Reproduce the data exactly and drop any pictures it holds.

*** Raw data ***

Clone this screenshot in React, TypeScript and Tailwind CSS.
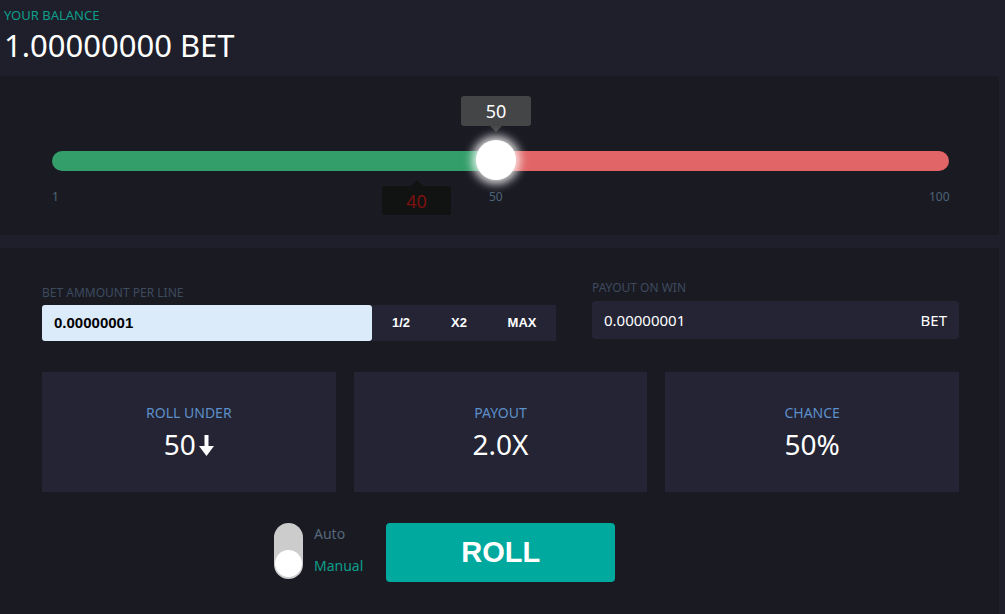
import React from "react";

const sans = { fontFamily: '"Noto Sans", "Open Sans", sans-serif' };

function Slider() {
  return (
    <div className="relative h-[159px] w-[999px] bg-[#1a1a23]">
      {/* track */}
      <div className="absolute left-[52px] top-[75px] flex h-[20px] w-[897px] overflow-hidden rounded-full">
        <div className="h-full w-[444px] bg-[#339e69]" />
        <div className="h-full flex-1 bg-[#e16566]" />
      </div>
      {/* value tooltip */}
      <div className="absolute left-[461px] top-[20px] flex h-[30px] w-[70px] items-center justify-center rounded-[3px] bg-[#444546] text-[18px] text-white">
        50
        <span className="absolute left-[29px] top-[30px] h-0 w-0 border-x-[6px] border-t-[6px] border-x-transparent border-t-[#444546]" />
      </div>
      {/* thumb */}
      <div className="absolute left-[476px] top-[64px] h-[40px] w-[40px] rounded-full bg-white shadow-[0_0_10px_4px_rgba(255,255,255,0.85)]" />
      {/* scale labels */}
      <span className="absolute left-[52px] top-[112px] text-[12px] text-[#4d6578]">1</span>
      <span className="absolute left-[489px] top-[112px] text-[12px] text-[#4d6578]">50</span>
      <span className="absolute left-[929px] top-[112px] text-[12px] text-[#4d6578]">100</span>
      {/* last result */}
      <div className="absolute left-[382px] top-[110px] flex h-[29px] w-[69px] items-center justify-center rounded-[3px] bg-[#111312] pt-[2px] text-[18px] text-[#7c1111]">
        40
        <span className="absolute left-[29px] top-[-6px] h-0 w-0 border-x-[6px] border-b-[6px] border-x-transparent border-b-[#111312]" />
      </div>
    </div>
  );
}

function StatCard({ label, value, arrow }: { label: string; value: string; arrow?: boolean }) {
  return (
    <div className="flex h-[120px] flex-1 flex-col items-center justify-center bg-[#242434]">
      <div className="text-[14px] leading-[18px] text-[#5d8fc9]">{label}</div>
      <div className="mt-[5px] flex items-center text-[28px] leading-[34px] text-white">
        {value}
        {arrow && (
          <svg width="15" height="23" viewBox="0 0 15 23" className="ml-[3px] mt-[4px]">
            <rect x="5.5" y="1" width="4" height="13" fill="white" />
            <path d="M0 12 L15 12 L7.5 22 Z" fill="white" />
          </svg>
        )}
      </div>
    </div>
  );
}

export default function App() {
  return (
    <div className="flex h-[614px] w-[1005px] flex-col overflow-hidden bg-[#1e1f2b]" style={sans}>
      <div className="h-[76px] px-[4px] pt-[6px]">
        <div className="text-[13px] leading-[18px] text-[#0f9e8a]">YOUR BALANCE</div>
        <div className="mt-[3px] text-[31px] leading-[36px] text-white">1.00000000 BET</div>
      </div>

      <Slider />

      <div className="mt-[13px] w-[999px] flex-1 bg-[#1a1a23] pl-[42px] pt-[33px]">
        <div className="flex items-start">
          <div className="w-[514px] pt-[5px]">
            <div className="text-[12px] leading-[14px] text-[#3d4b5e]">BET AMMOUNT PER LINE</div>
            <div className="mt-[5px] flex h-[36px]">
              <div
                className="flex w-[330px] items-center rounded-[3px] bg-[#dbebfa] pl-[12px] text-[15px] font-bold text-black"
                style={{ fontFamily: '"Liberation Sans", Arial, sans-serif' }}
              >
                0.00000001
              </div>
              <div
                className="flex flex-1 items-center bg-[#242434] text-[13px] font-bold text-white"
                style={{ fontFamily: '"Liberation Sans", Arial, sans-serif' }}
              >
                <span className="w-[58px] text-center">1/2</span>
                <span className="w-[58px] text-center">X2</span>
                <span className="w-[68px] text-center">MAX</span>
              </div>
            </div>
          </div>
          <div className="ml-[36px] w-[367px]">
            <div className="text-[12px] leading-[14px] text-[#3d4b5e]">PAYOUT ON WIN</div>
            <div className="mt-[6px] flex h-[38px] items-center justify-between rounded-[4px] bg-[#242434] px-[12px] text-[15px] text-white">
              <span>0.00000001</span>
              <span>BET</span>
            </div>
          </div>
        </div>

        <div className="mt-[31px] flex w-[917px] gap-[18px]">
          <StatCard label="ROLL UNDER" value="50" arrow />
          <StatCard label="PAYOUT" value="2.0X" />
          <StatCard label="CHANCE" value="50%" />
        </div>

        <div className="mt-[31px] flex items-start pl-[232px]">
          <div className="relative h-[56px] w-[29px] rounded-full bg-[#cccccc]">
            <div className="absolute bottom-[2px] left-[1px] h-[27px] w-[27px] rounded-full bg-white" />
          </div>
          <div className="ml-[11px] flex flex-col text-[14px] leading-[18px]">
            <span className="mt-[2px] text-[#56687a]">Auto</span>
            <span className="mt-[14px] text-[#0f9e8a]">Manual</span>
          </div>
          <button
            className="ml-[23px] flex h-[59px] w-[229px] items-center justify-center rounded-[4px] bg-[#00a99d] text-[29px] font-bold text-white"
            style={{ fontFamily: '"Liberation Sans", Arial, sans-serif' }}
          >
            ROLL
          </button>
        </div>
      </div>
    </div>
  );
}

***

[Answer to this task]
Clone this screenshot in React, TypeScript and Tailwind CSS.
import React from "react";

const sans = { fontFamily: '"Noto Sans", "Open Sans", sans-serif' };

function Slider() {
  return (
    <div className="relative h-[159px] w-[999px] bg-[#1a1a23]">
      {/* track */}
      <div className="absolute left-[52px] top-[75px] flex h-[20px] w-[897px] overflow-hidden rounded-full">
        <div className="h-full w-[444px] bg-[#339e69]" />
        <div className="h-full flex-1 bg-[#e16566]" />
      </div>
      {/* value tooltip */}
      <div className="absolute left-[461px] top-[20px] flex h-[30px] w-[70px] items-center justify-center rounded-[3px] bg-[#444546] text-[18px] text-white">
        50
        <span className="absolute left-[29px] top-[30px] h-0 w-0 border-x-[6px] border-t-[6px] border-x-transparent border-t-[#444546]" />
      </div>
      {/* thumb */}
      <div className="absolute left-[476px] top-[64px] h-[40px] w-[40px] rounded-full bg-white shadow-[0_0_10px_4px_rgba(255,255,255,0.85)]" />
      {/* scale labels */}
      <span className="absolute left-[52px] top-[112px] text-[12px] text-[#4d6578]">1</span>
      <span className="absolute left-[489px] top-[112px] text-[12px] text-[#4d6578]">50</span>
      <span className="absolute left-[929px] top-[112px] text-[12px] text-[#4d6578]">100</span>
      {/* last result */}
      <div className="absolute left-[382px] top-[110px] flex h-[29px] w-[69px] items-center justify-center rounded-[3px] bg-[#111312] pt-[2px] text-[18px] text-[#7c1111]">
        40
        <span className="absolute left-[29px] top-[-6px] h-0 w-0 border-x-[6px] border-b-[6px] border-x-transparent border-b-[#111312]" />
      </div>
    </div>
  );
}

function StatCard({ label, value, arrow }: { label: string; value: string; arrow?: boolean }) {
  return (
    <div className="flex h-[120px] flex-1 flex-col items-center justify-center bg-[#242434]">
      <div className="text-[14px] leading-[18px] text-[#5d8fc9]">{label}</div>
      <div className="mt-[5px] flex items-center text-[28px] leading-[34px] text-white">
        {value}
        {arrow && (
          <svg width="15" height="23" viewBox="0 0 15 23" className="ml-[3px] mt-[4px]">
            <rect x="5.5" y="1" width="4" height="13" fill="white" />
            <path d="M0 12 L15 12 L7.5 22 Z" fill="white" />
          </svg>
        )}
      </div>
    </div>
  );
}

export default function App() {
  return (
    <div className="flex h-[614px] w-[1005px] flex-col overflow-hidden bg-[#1e1f2b]" style={sans}>
      <div className="h-[76px] px-[4px] pt-[6px]">
        <div className="text-[13px] leading-[18px] text-[#0f9e8a]">YOUR BALANCE</div>
        <div className="mt-[3px] text-[31px] leading-[36px] text-white">1.00000000 BET</div>
      </div>

      <Slider />

      <div className="mt-[13px] w-[999px] flex-1 bg-[#1a1a23] pl-[42px] pt-[33px]">
        <div className="flex items-start">
          <div className="w-[514px] pt-[5px]">
            <div className="text-[12px] leading-[14px] text-[#3d4b5e]">BET AMMOUNT PER LINE</div>
            <div className="mt-[5px] flex h-[36px]">
              <div
                className="flex w-[330px] items-center rounded-[3px] bg-[#dbebfa] pl-[12px] text-[15px] font-bold text-black"
                style={{ fontFamily: '"Liberation Sans", Arial, sans-serif' }}
              >
                0.00000001
              </div>
              <div
                className="flex flex-1 items-center bg-[#242434] text-[13px] font-bold text-white"
                style={{ fontFamily: '"Liberation Sans", Arial, sans-serif' }}
              >
                <span className="w-[58px] text-center">1/2</span>
                <span className="w-[58px] text-center">X2</span>
                <span className="w-[68px] text-center">MAX</span>
              </div>
            </div>
          </div>
          <div className="ml-[36px] w-[367px]">
            <div className="text-[12px] leading-[14px] text-[#3d4b5e]">PAYOUT ON WIN</div>
            <div className="mt-[6px] flex h-[38px] items-center justify-between rounded-[4px] bg-[#242434] px-[12px] text-[15px] text-white">
              <span>0.00000001</span>
              <span>BET</span>
            </div>
          </div>
        </div>

        <div className="mt-[31px] flex w-[917px] gap-[18px]">
          <StatCard label="ROLL UNDER" value="50" arrow />
          <StatCard label="PAYOUT" value="2.0X" />
          <StatCard label="CHANCE" value="50%" />
        </div>

        <div className="mt-[31px] flex items-start pl-[232px]">
          <div className="relative h-[56px] w-[29px] rounded-full bg-[#cccccc]">
            <div className="absolute bottom-[2px] left-[1px] h-[27px] w-[27px] rounded-full bg-white" />
          </div>
          <div className="ml-[11px] flex flex-col text-[14px] leading-[18px]">
            <span className="mt-[2px] text-[#56687a]">Auto</span>
            <span className="mt-[14px] text-[#0f9e8a]">Manual</span>
          </div>
          <button
            className="ml-[23px] flex h-[59px] w-[229px] items-center justify-center rounded-[4px] bg-[#00a99d] text-[29px] font-bold text-white"
            style={{ fontFamily: '"Liberation Sans", Arial, sans-serif' }}
          >
            ROLL
          </button>
        </div>
      </div>
    </div>
  );
}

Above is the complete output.